»»

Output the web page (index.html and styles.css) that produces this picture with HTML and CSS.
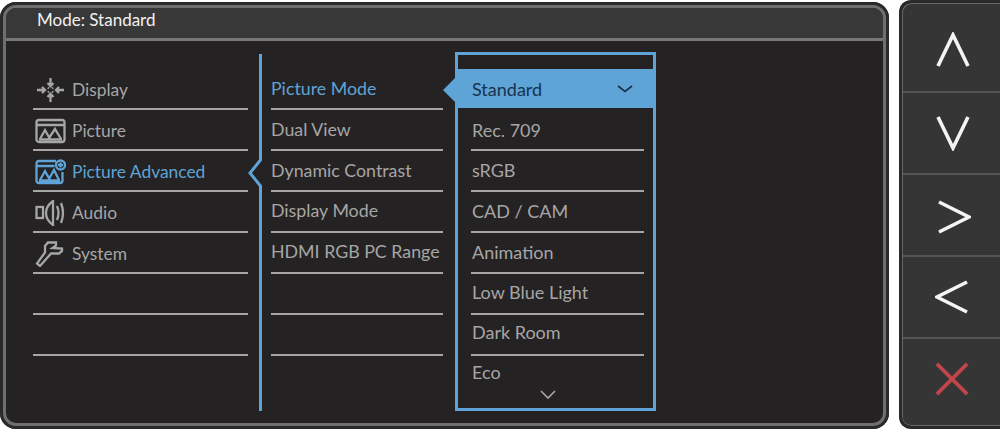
FILE: index.html
```html
<!DOCTYPE html>
<html lang="en">
<head>
<meta charset="utf-8">
<title>Monitor OSD</title>
<link rel="stylesheet" href="styles.css">
</head>
<body>
<main class="osd">
  <header class="osd-head">Mode: Standard</header>
  <div class="osd-body">
    <ul class="col col-main">
      <li class="row"><svg class="ico" viewBox="0 0 31 26"><path d="M2 13h8M7 10l3 3-3 3M29 13h-8M24 10l-3 3 3 3M15.500 1v8M12.500 6l3 3 3-3M15.500 25v-8M12.500 20l3-3 3 3"/><path d="M13 10.500l1 1M18 10.500l-1 1M13 15.500l1-1M18 15.500l-1-1"/></svg>Display</li>
      <li class="row"><svg class="ico" viewBox="0 0 31 26"><rect x="1.500" y="2" width="28" height="22" rx="2.500"/><path d="M1.500 7h28M4 21.500h23M5 21l5-9 5 9M14 20l6-9 6 10"/></svg>Picture</li>
      <li class="row is-active"><svg class="ico" viewBox="0 0 31 26"><path d="M21 2H4Q1.500 2 1.500 4.500v17Q1.500 24 4 24h21q2.500 0 2.500-2.500V13M1.500 7h18M4 21.500h21M5 21l5-9 5 9M14 20l5-9 5 10"/><circle cx="25.500" cy="6" r="4.500"/><path d="M25.500 3.500v5M23 6h5"/></svg>Picture Advanced</li>
      <li class="row"><svg class="ico" viewBox="0 0 31 26"><rect x="1.500" y="7" width="6.500" height="11"/><path d="M18 1Q11 6 11 13T18 25zM22 6q3 7 0 14M26 3q4 10 0 20"/></svg>Audio</li>
      <li class="row"><svg class="ico" viewBox="0 0 31 26"><path d="M13 1.500h8v3L17.500 7 27 7.500V10l-3 2.500h-8L5 25l-3-2.500 8-11V5z"/></svg>System</li>
      <li class="row"></li>
      <li class="row"></li>
    </ul>
    <svg class="rail" viewBox="0 0 23 357"><path d="M12.500 0V106L2 119 12.500 132V357"/></svg>
    <ul class="col col-sub">
      <li class="row is-active">Picture Mode</li>
      <li class="row">Dual View</li>
      <li class="row">Dynamic Contrast</li>
      <li class="row">Display Mode</li>
      <li class="row">HDMI RGB PC Range</li>
      <li class="row"></li>
      <li class="row"></li>
    </ul>
    <div class="picker">
      <ul class="col col-opts">
        <li class="row is-selected">Standard<svg class="tick" viewBox="0 0 16 8"><path d="M1 1l7 5.500L15 1"/></svg></li>
        <li class="row">Rec. 709</li>
        <li class="row">sRGB</li>
        <li class="row">CAD / CAM</li>
        <li class="row">Animation</li>
        <li class="row">Low Blue Light</li>
        <li class="row">Dark Room</li>
        <li class="row row-last">Eco</li>
      </ul>
      <svg class="more" viewBox="0 0 16 10"><path d="M1 1l7 7 7-7"/></svg>
    </div>
  </div>
</main>
<nav class="keys">
  <div class="key key-up"><svg viewBox="0 0 34 36"><path d="M2 34L17 3l15 31"/></svg></div>
  <div class="key key-down"><svg viewBox="0 0 34 36"><path d="M2 2l15 31L32 2"/></svg></div>
  <div class="key key-right"><svg viewBox="0 0 34 36"><path d="M2 3l30 15L2 33"/></svg></div>
  <div class="key"><svg viewBox="0 0 34 36"><path d="M32 3L2 18l30 15"/></svg></div>
  <div class="key key-close"><svg viewBox="0 0 36 36"><path d="M2 2l32 32M34 2L2 34"/></svg></div>
</nav>
</body>
</html>
```
FILE: styles.css
```css
* { box-sizing: border-box; }
html, body { margin: 0; padding: 0; }
body {
  width: 1000px;
  height: 430px;
  overflow: hidden;
  background: #fff;
  display: flex;
  gap: 10px;
  font-family: Lato, "Liberation Sans", sans-serif;
}
ul { list-style: none; margin: 0; padding: 0; }

.osd {
  width: 889px;
  height: 427px;
  margin-top: 2px;
  background: #252223;
  border-radius: 16px;
  box-shadow: inset 0 0 0 3px #2a2a2a, inset 0 0 0 6px #6f6f6f;
  display: flex;
  flex-direction: column;
  padding: 6px;
}
.osd-head {
  height: 33px;
  flex: none;
  background: #383838;
  border-radius: 10px 10px 0 0;
  border-bottom: 3px solid #777;
  color: #f2f2f2;
  font-size: 17px;
  line-height: 24px;
  padding-left: 31px;
}
.osd-body {
  flex: 1;
  display: flex;
  align-items: flex-start;
  padding: 13px 0 0 27px;
}

.col { display: flex; flex-direction: column; }
.col-main { width: 215px; margin-top: 15px; }
.col-sub { width: 172px; margin-top: 15px; }
.row {
  height: 41px;
  flex: none;
  display: flex;
  align-items: center;
  gap: 6px;
  border-bottom: 2px solid #a6a6a6;
  color: #a6a6a6;
  font-size: 18px;
  white-space: nowrap;
}
.col-main .row { padding: 2px 0 0 2px; font-size: 17.400px; }
.col-sub .row { padding-bottom: 1px; font-size: 17.800px; }
.col-sub .row:nth-child(n+4) { padding-bottom: 3px; }
.row.is-active { color: #5fa4d6; }

.ico {
  width: 31px;
  height: 26px;
  flex: none;
  fill: none;
  stroke: currentColor;
  stroke-width: 2.300;
}
.rail {
  width: 23px;
  height: 357px;
  flex: none;
  fill: none;
  stroke: #5fa4d6;
  stroke-width: 3;
}
.picker {
  position: relative;
  width: 201px;
  height: 359px;
  flex: none;
  margin: -2px 0 0 12px;
  border: 3px solid #5fa4d6;
  padding-top: 14px;
}
.col-opts { width: 195px; padding-left: 13px; }
.col-opts .row { width: 173px; padding-left: 1px; }
.col-opts .row:nth-child(n+3) { padding-bottom: 2px; }
.col-opts .row:nth-child(n+6) { padding-bottom: 4px; }
.col-opts .row:nth-child(n+7) { padding-bottom: 6px; }
.col-opts .row:nth-child(n+8) { padding-bottom: 10px; }
.row.is-selected {
  position: relative;
  justify-content: space-between;
  color: #17324f;
  border-bottom-color: transparent;
  padding-right: 11px;
  z-index: 0;
}
.row.is-selected::before {
  content: "";
  position: absolute;
  z-index: -1;
  left: -28px;
  right: -11px;
  top: 0;
  bottom: 0;
  background: #5fa4d6;
  clip-path: polygon(12px 0, 100% 0, 100% 100%, 12px 100%, 12px 33px, 0 21px, 12px 9px);
}
.row-last { border-bottom: 0; }
.tick, .more {
  flex: none;
  fill: none;
  stroke-width: 1.600;
}
.tick { width: 16px; height: 8px; stroke: #17324f; }
.more {
  position: absolute;
  left: 82px;
  bottom: 8px;
  width: 16px;
  height: 10px;
  stroke: #a6a6a6;
}

.keys {
  width: 101px;
  height: 429px;
  background: #353535;
  border: 3px solid #2a2a2a;
  border-right: 0;
  border-radius: 12px 0 0 12px;
  box-shadow: inset 1px 1px 0 #666, inset 0 -1px 0 #666;
  display: flex;
  flex-direction: column;
  padding: 8px 0 2px 1px;
}
.key {
  height: 82px;
  flex: none;
  display: flex;
  align-items: center;
  justify-content: center;
  border-bottom: 2px solid #555;
}
.key-up { padding: 0 0 3px 2px; }
.key-down { padding-left: 2px; }
.key-right { padding: 3px 0 0 5px; }
.key-close { flex: 1; border-bottom: 0; padding-bottom: 5px; }
.key svg {
  width: 34px;
  height: 36px;
  fill: none;
  stroke: #f4f4f4;
  stroke-width: 3.600;
}
.key-close svg { stroke: #c2454b; stroke-width: 3.800; }
```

««

SET EXERCISE
From the listing, extract all text exactly as given and drop any picture.

ANSWER
Output the web page (index.html and styles.css) that produces this picture with HTML and CSS.
FILE: index.html
```html
<!DOCTYPE html>
<html lang="en">
<head>
<meta charset="utf-8">
<title>Monitor OSD</title>
<link rel="stylesheet" href="styles.css">
</head>
<body>
<main class="osd">
  <header class="osd-head">Mode: Standard</header>
  <div class="osd-body">
    <ul class="col col-main">
      <li class="row"><svg class="ico" viewBox="0 0 31 26"><path d="M2 13h8M7 10l3 3-3 3M29 13h-8M24 10l-3 3 3 3M15.500 1v8M12.500 6l3 3 3-3M15.500 25v-8M12.500 20l3-3 3 3"/><path d="M13 10.500l1 1M18 10.500l-1 1M13 15.500l1-1M18 15.500l-1-1"/></svg>Display</li>
      <li class="row"><svg class="ico" viewBox="0 0 31 26"><rect x="1.500" y="2" width="28" height="22" rx="2.500"/><path d="M1.500 7h28M4 21.500h23M5 21l5-9 5 9M14 20l6-9 6 10"/></svg>Picture</li>
      <li class="row is-active"><svg class="ico" viewBox="0 0 31 26"><path d="M21 2H4Q1.500 2 1.500 4.500v17Q1.500 24 4 24h21q2.500 0 2.500-2.500V13M1.500 7h18M4 21.500h21M5 21l5-9 5 9M14 20l5-9 5 10"/><circle cx="25.500" cy="6" r="4.500"/><path d="M25.500 3.500v5M23 6h5"/></svg>Picture Advanced</li>
      <li class="row"><svg class="ico" viewBox="0 0 31 26"><rect x="1.500" y="7" width="6.500" height="11"/><path d="M18 1Q11 6 11 13T18 25zM22 6q3 7 0 14M26 3q4 10 0 20"/></svg>Audio</li>
      <li class="row"><svg class="ico" viewBox="0 0 31 26"><path d="M13 1.500h8v3L17.500 7 27 7.500V10l-3 2.500h-8L5 25l-3-2.500 8-11V5z"/></svg>System</li>
      <li class="row"></li>
      <li class="row"></li>
    </ul>
    <svg class="rail" viewBox="0 0 23 357"><path d="M12.500 0V106L2 119 12.500 132V357"/></svg>
    <ul class="col col-sub">
      <li class="row is-active">Picture Mode</li>
      <li class="row">Dual View</li>
      <li class="row">Dynamic Contrast</li>
      <li class="row">Display Mode</li>
      <li class="row">HDMI RGB PC Range</li>
      <li class="row"></li>
      <li class="row"></li>
    </ul>
    <div class="picker">
      <ul class="col col-opts">
        <li class="row is-selected">Standard<svg class="tick" viewBox="0 0 16 8"><path d="M1 1l7 5.500L15 1"/></svg></li>
        <li class="row">Rec. 709</li>
        <li class="row">sRGB</li>
        <li class="row">CAD / CAM</li>
        <li class="row">Animation</li>
        <li class="row">Low Blue Light</li>
        <li class="row">Dark Room</li>
        <li class="row row-last">Eco</li>
      </ul>
      <svg class="more" viewBox="0 0 16 10"><path d="M1 1l7 7 7-7"/></svg>
    </div>
  </div>
</main>
<nav class="keys">
  <div class="key key-up"><svg viewBox="0 0 34 36"><path d="M2 34L17 3l15 31"/></svg></div>
  <div class="key key-down"><svg viewBox="0 0 34 36"><path d="M2 2l15 31L32 2"/></svg></div>
  <div class="key key-right"><svg viewBox="0 0 34 36"><path d="M2 3l30 15L2 33"/></svg></div>
  <div class="key"><svg viewBox="0 0 34 36"><path d="M32 3L2 18l30 15"/></svg></div>
  <div class="key key-close"><svg viewBox="0 0 36 36"><path d="M2 2l32 32M34 2L2 34"/></svg></div>
</nav>
</body>
</html>
```
FILE: styles.css
```css
* { box-sizing: border-box; }
html, body { margin: 0; padding: 0; }
body {
  width: 1000px;
  height: 430px;
  overflow: hidden;
  background: #fff;
  display: flex;
  gap: 10px;
  font-family: Lato, "Liberation Sans", sans-serif;
}
ul { list-style: none; margin: 0; padding: 0; }

.osd {
  width: 889px;
  height: 427px;
  margin-top: 2px;
  background: #252223;
  border-radius: 16px;
  box-shadow: inset 0 0 0 3px #2a2a2a, inset 0 0 0 6px #6f6f6f;
  display: flex;
  flex-direction: column;
  padding: 6px;
}
.osd-head {
  height: 33px;
  flex: none;
  background: #383838;
  border-radius: 10px 10px 0 0;
  border-bottom: 3px solid #777;
  color: #f2f2f2;
  font-size: 17px;
  line-height: 24px;
  padding-left: 31px;
}
.osd-body {
  flex: 1;
  display: flex;
  align-items: flex-start;
  padding: 13px 0 0 27px;
}

.col { display: flex; flex-direction: column; }
.col-main { width: 215px; margin-top: 15px; }
.col-sub { width: 172px; margin-top: 15px; }
.row {
  height: 41px;
  flex: none;
  display: flex;
  align-items: center;
  gap: 6px;
  border-bottom: 2px solid #a6a6a6;
  color: #a6a6a6;
  font-size: 18px;
  white-space: nowrap;
}
.col-main .row { padding: 2px 0 0 2px; font-size: 17.400px; }
.col-sub .row { padding-bottom: 1px; font-size: 17.800px; }
.col-sub .row:nth-child(n+4) { padding-bottom: 3px; }
.row.is-active { color: #5fa4d6; }

.ico {
  width: 31px;
  height: 26px;
  flex: none;
  fill: none;
  stroke: currentColor;
  stroke-width: 2.300;
}
.rail {
  width: 23px;
  height: 357px;
  flex: none;
  fill: none;
  stroke: #5fa4d6;
  stroke-width: 3;
}
.picker {
  position: relative;
  width: 201px;
  height: 359px;
  flex: none;
  margin: -2px 0 0 12px;
  border: 3px solid #5fa4d6;
  padding-top: 14px;
}
.col-opts { width: 195px; padding-left: 13px; }
.col-opts .row { width: 173px; padding-left: 1px; }
.col-opts .row:nth-child(n+3) { padding-bottom: 2px; }
.col-opts .row:nth-child(n+6) { padding-bottom: 4px; }
.col-opts .row:nth-child(n+7) { padding-bottom: 6px; }
.col-opts .row:nth-child(n+8) { padding-bottom: 10px; }
.row.is-selected {
  position: relative;
  justify-content: space-between;
  color: #17324f;
  border-bottom-color: transparent;
  padding-right: 11px;
  z-index: 0;
}
.row.is-selected::before {
  content: "";
  position: absolute;
  z-index: -1;
  left: -28px;
  right: -11px;
  top: 0;
  bottom: 0;
  background: #5fa4d6;
  clip-path: polygon(12px 0, 100% 0, 100% 100%, 12px 100%, 12px 33px, 0 21px, 12px 9px);
}
.row-last { border-bottom: 0; }
.tick, .more {
  flex: none;
  fill: none;
  stroke-width: 1.600;
}
.tick { width: 16px; height: 8px; stroke: #17324f; }
.more {
  position: absolute;
  left: 82px;
  bottom: 8px;
  width: 16px;
  height: 10px;
  stroke: #a6a6a6;
}

.keys {
  width: 101px;
  height: 429px;
  background: #353535;
  border: 3px solid #2a2a2a;
  border-right: 0;
  border-radius: 12px 0 0 12px;
  box-shadow: inset 1px 1px 0 #666, inset 0 -1px 0 #666;
  display: flex;
  flex-direction: column;
  padding: 8px 0 2px 1px;
}
.key {
  height: 82px;
  flex: none;
  display: flex;
  align-items: center;
  justify-content: center;
  border-bottom: 2px solid #555;
}
.key-up { padding: 0 0 3px 2px; }
.key-down { padding-left: 2px; }
.key-right { padding: 3px 0 0 5px; }
.key-close { flex: 1; border-bottom: 0; padding-bottom: 5px; }
.key svg {
  width: 34px;
  height: 36px;
  fill: none;
  stroke: #f4f4f4;
  stroke-width: 3.600;
}
.key-close svg { stroke: #c2454b; stroke-width: 3.800; }
```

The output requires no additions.